This project focuses on record linkage using census data from Statistics Canada.
We cleaned and preprocessed the data, including handling missing values, normalizing formats, and removing duplicates to ensure consistency across datasets.
We developed and extracted relevant features from the data that could improve the performance of the machine learning models, such as string similarity metrics and domain-specific attributes.
We evaluated and selected appropriate machine learning algorithms (both individual and ensemble learning methods (bagging & boosting)) including advanced algorithms such as support vector machines, random forests, and XGBoost, to enhance model performance.
We trained the selected models on labeled data, optimizing hyperparameters and evaluating model performance using metrics such as precision, recall, and F1-score through nested cross validation.
We continuously refined models based on feedback and new data, iterating through the process of retraining and testing to improve accuracy and effectiveness.
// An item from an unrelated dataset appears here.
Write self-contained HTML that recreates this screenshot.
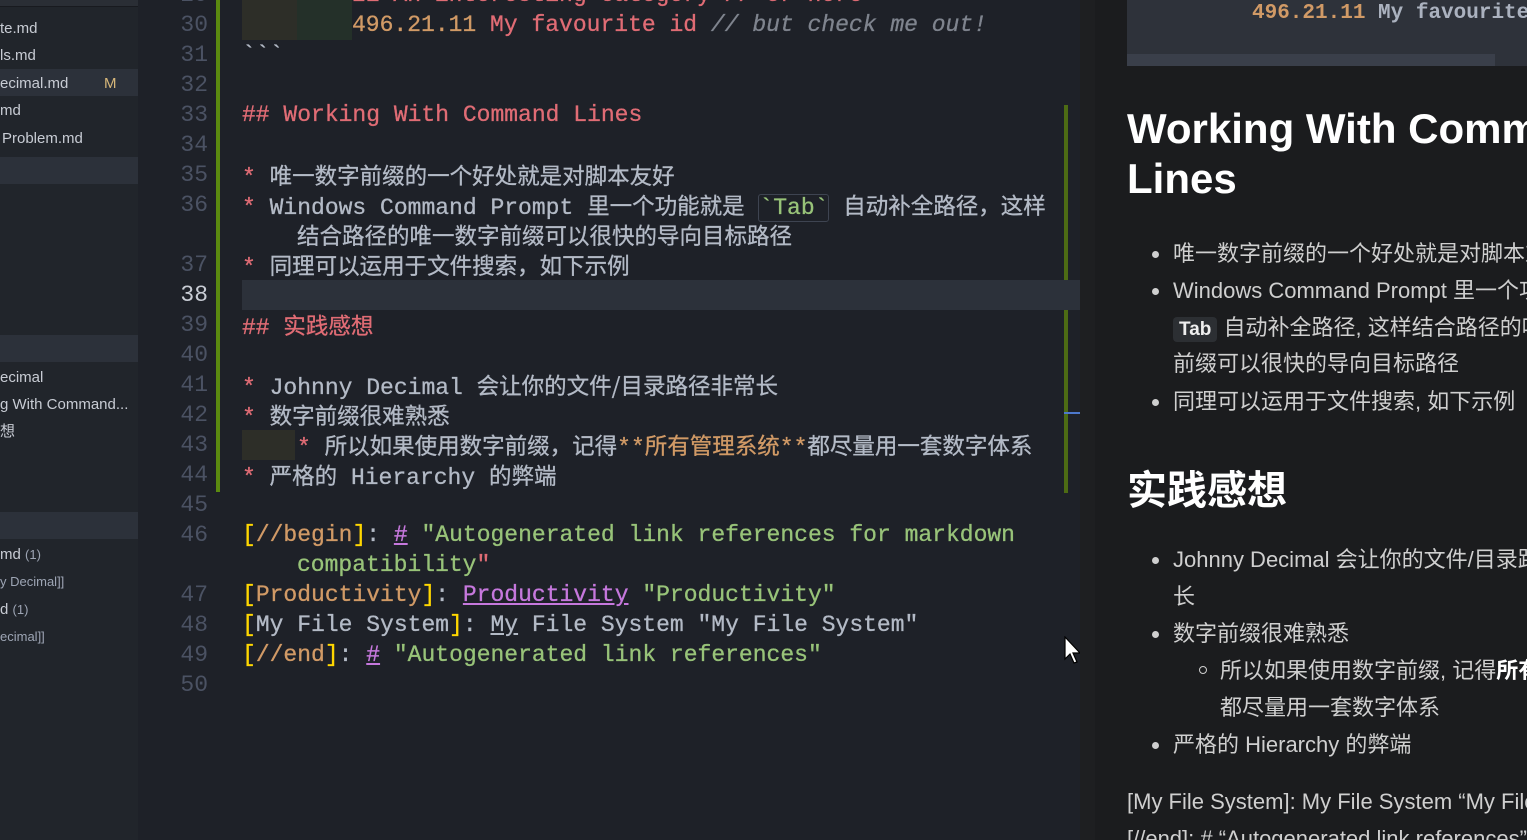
<!DOCTYPE html>
<html><head><meta charset="utf-8"><style>
*{margin:0;padding:0;box-sizing:border-box}
body{width:1527px;height:840px;overflow:hidden;background:#1e2128;position:relative;font-family:"Liberation Sans","Noto Sans CJK SC",sans-serif}
.sb{position:absolute;left:0;top:0;width:138px;height:840px;background:#21252b;overflow:hidden}
.sb div{position:absolute;left:0;white-space:nowrap;font-size:15px;color:#c8ccd4;line-height:20px}
.band{background:#2c313a;height:27px;width:138px}
.ed{position:absolute;left:138px;top:0;width:942px;height:840px;background:#1e2128;overflow:hidden}
.ln{position:absolute;left:0;width:70px;text-align:right;font:23px "Liberation Mono",monospace;color:#4b5263;line-height:30px}
.cl{position:absolute;left:104px;white-space:pre;font:23px "Liberation Mono","Noto Sans CJK SC",monospace;color:#b3bac6;line-height:30px;-webkit-text-stroke:0.3px currentColor}
.r{color:#e06c75}.o{color:#d19a66}.g{color:#98c379}.p{color:#c678dd}.y{color:#e5c07b}.gy{color:#7f848e;font-style:italic}.yb{color:#ffd700}
.cj{font-family:"Noto Sans CJK SC",sans-serif;font-size:22.5px}
.pv{position:absolute;left:1080px;top:0;width:447px;height:840px;background:#1b1c1e;overflow:hidden;color:#cfcfcf}
.pv .t{position:absolute;white-space:nowrap;font-size:22px;line-height:36px}
.dot{position:absolute;width:7px;height:7px;border-radius:50%;background:#cfcfcf}
</style></head><body>
<div class="sb">
 <div style="top:0;height:7px;width:138px;background:#2a2e35;border-bottom:1px solid #181a1f"></div>
 <div style="top:19px">te.md</div>
 <div style="top:46px">ls.md</div>
 <div class="band" style="top:69px"></div>
 <div style="top:74px">ecimal.md</div>
 <div style="top:74px;left:104px;color:#d7b77a">M</div>
 <div style="top:101px">md</div>
 <div style="top:129px;left:2px">Problem.md</div>
 <div class="band" style="top:157px"></div>
 <div class="band" style="top:335px"></div>
 <div style="top:368px">ecimal</div>
 <div style="top:395px">g With Command...</div>
 <div style="top:422px">想</div>
 <div class="band" style="top:512px"></div>
 <div style="top:545px">md <span style="font-size:13px;color:#9da5b4">(1)</span></div>
 <div style="top:572px;font-size:13px;color:#9da5b4">y Decimal]]</div>
 <div style="top:600px">d <span style="font-size:13px;color:#9da5b4">(1)</span></div>
 <div style="top:627px;font-size:13px;color:#9da5b4">ecimal]]</div>
</div>
<div class="ed">
 <div style="position:absolute;left:78px;top:0;width:4px;height:492px;background:#5b8a10"></div>
 <div style="position:absolute;left:926px;top:105px;width:4px;height:388px;background:#4d6b14"></div>
 <div style="position:absolute;left:926px;top:412px;width:16px;height:2px;background:#4d78cc"></div>
 <div style="position:absolute;left:104px;top:0;width:55px;height:40px;background:#2d2e28"></div>
 <div style="position:absolute;left:159px;top:0;width:55px;height:40px;background:#243029"></div>
 <div style="position:absolute;left:104px;top:430px;width:53px;height:30px;background:#2d2e28"></div>
 <div style="position:absolute;left:104px;top:280px;width:838px;height:30px;background:#2c313a"></div>
 <div class="ln" style="top:-20px">29</div>
 <div class="ln" style="top:10px">30</div><div class="ln" style="top:40px">31</div><div class="ln" style="top:70px">32</div>
 <div class="ln" style="top:100px">33</div><div class="ln" style="top:130px">34</div><div class="ln" style="top:160px">35</div>
 <div class="ln" style="top:190px">36</div><div class="ln" style="top:250px">37</div><div class="ln" style="top:280px;color:#c8ccd4">38</div>
 <div class="ln" style="top:310px">39</div><div class="ln" style="top:340px">40</div><div class="ln" style="top:370px">41</div>
 <div class="ln" style="top:400px">42</div><div class="ln" style="top:430px">43</div><div class="ln" style="top:460px">44</div>
 <div class="ln" style="top:490px">45</div><div class="ln" style="top:520px">46</div><div class="ln" style="top:580px">47</div>
 <div class="ln" style="top:610px">48</div><div class="ln" style="top:640px">49</div><div class="ln" style="top:670px">50</div>
 <div class="cl r" style="top:-20px;left:214px">21 An interesting category // or here</div>
 <div class="cl" style="top:10px;left:214px"><span class="o">496.21.11</span> <span class="r">My favourite id</span> <span class="gy">// but check me out!</span></div>
 <div class="cl" style="top:40px">&#96;&#96;&#96;</div>
 <div class="cl r" style="top:100px">## Working With Command Lines</div>
 <div class="cl" style="top:160px"><span class="r">*</span> <span class="cj">唯一数字前缀的一个好处就是对脚本友好</span></div>
 <div class="cl" style="top:190px"><span class="r">*</span> Windows Command Prompt <span class="cj">里一个功能就是</span> <span class="g" style="border:1px solid #3e4451;border-radius:3px">&#96;Tab&#96;</span> <span class="cj">自动补全路径，这样</span></div>
 <div class="cl" style="top:220px;left:159px"><span class="cj">结合路径的唯一数字前缀可以很快的导向目标路径</span></div>
 <div class="cl" style="top:250px"><span class="r">*</span> <span class="cj">同理可以运用于文件搜索，如下示例</span></div>
 <div class="cl r" style="top:310px">## <span class="cj">实践感想</span></div>
 <div class="cl" style="top:370px"><span class="r">*</span> Johnny Decimal <span class="cj">会让你的文件/目录路径非常长</span></div>
 <div class="cl" style="top:400px"><span class="r">*</span> <span class="cj">数字前缀很难熟悉</span></div>
 <div class="cl" style="top:430px;left:159px"><span class="r">*</span> <span class="cj">所以如果使用数字前缀，记得</span><span class="o">**<span class="cj">所有管理系统</span>**</span><span class="cj">都尽量用一套数字体系</span></div>
 <div class="cl" style="top:460px"><span class="r">*</span> <span class="cj">严格的</span> Hierarchy <span class="cj">的弊端</span></div>
 <div class="cl" style="top:520px"><span class="yb">[</span><span class="o">//begin</span><span class="yb">]</span>: <span class="p" style="text-decoration:underline">#</span> <span class="g">"Autogenerated link references for markdown</span></div>
 <div class="cl g" style="top:550px;left:159px">compatibility<span class="r">"</span></div>
 <div class="cl" style="top:580px"><span class="yb">[</span><span class="o">Productivity</span><span class="yb">]</span>: <span class="p" style="text-decoration:underline">Productivity</span> <span class="g">"Productivity"</span></div>
 <div class="cl" style="top:610px"><span class="yb">[</span>My File System<span class="yb">]</span>: <u>My</u> File System "My File System"</div>
 <div class="cl" style="top:640px"><span class="yb">[</span><span class="o">//end</span><span class="yb">]</span>: <span class="p" style="text-decoration:underline">#</span> <span class="g">"Autogenerated link references"</span></div>
</div>
<svg style="position:absolute;left:1064px;top:636px" width="20" height="30" viewBox="0 0 20 30"><path d="M1 1 L1 23 L6 18 L10 27 L13 26 L9 17 L16 17 Z" fill="#fff" stroke="#000" stroke-width="1.2"/></svg>
<div class="pv">
 <div style="position:absolute;left:0;top:0;width:15px;height:840px;background:#1e1f21"></div>
 <div style="position:absolute;left:47px;top:-10px;width:420px;height:76px;background:#2e323a;border-radius:4px"></div>
 <div style="position:absolute;left:47px;top:54px;width:368px;height:12px;background:#3a3f4a"></div>
 <div style="position:absolute;left:172px;top:0;white-space:nowrap;font:bold 21px 'Liberation Mono',monospace;line-height:28px"><span style="color:#d19a66">496.21.11</span> <span style="color:#abb2bf">My favourite</span></div>
 <div style="position:absolute;left:47px;top:104px;font:bold 42px 'Liberation Sans',sans-serif;color:#fff;line-height:50px;white-space:nowrap">Working With Comm<br>Lines</div>
 <div class="dot" style="left:72px;top:251px"></div><div class="t" style="left:93px;top:236px">唯一数字前缀的一个好处就是对脚本友好</div>
 <div class="dot" style="left:72px;top:288px"></div><div class="t" style="left:93px;top:273px">Windows Command Prompt 里一个功能就是</div>
 <div class="t" style="left:93px;top:310px"><span style="background:#2c2f33;border-radius:4px;padding:2px 6px;font-size:19px;font-weight:bold;color:#eee">Tab</span> 自动补全路径, 这样结合路径的唯一数字</div>
 <div class="t" style="left:93px;top:346px">前缀可以很快的导向目标路径</div>
 <div class="dot" style="left:72px;top:399px"></div><div class="t" style="left:93px;top:384px">同理可以运用于文件搜索, 如下示例</div>
 <div style="position:absolute;left:47px;top:458px;font:bold 40px 'Liberation Sans','Noto Sans CJK SC',sans-serif;color:#fff;white-space:nowrap">实践感想</div>
 <div class="dot" style="left:72px;top:557px"></div><div class="t" style="left:93px;top:542px">Johnny Decimal 会让你的文件/目录路径非常</div>
 <div class="t" style="left:93px;top:579px">长</div>
 <div class="dot" style="left:72px;top:631px"></div><div class="t" style="left:93px;top:616px">数字前缀很难熟悉</div>
 <div style="position:absolute;left:119px;top:666px;width:8px;height:8px;border:1px solid #cfcfcf;border-radius:50%"></div>
 <div class="t" style="left:140px;top:653px">所以如果使用数字前缀, 记得<b style="color:#fff">所有管理系统</b></div>
 <div class="t" style="left:140px;top:690px">都尽量用一套数字体系</div>
 <div class="dot" style="left:72px;top:742px"></div><div class="t" style="left:93px;top:727px">严格的 Hierarchy 的弊端</div>
 <div class="t" style="left:47px;top:784px">[My File System]: My File System “My File System”</div>
 <div class="t" style="left:47px;top:821px">[//end]: # “Autogenerated link references”</div>
</div>
</body></html>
We analyzed the results of the model outputs, interpreting the linked records and ensuring the findings are consistent with the expectations of the project goals.
We documented the methodology, results, and insights gained from the project, preparing reports and presentations for stakeholders to communicate the effectiveness of the record linkage approach.
We authored a comprehensive project report detailing the problem formulation, data preprocessing pipeline, model implementation, and in-depth analysis of results.
Toolkit for the project
- R language, R Studio, RMarkdown.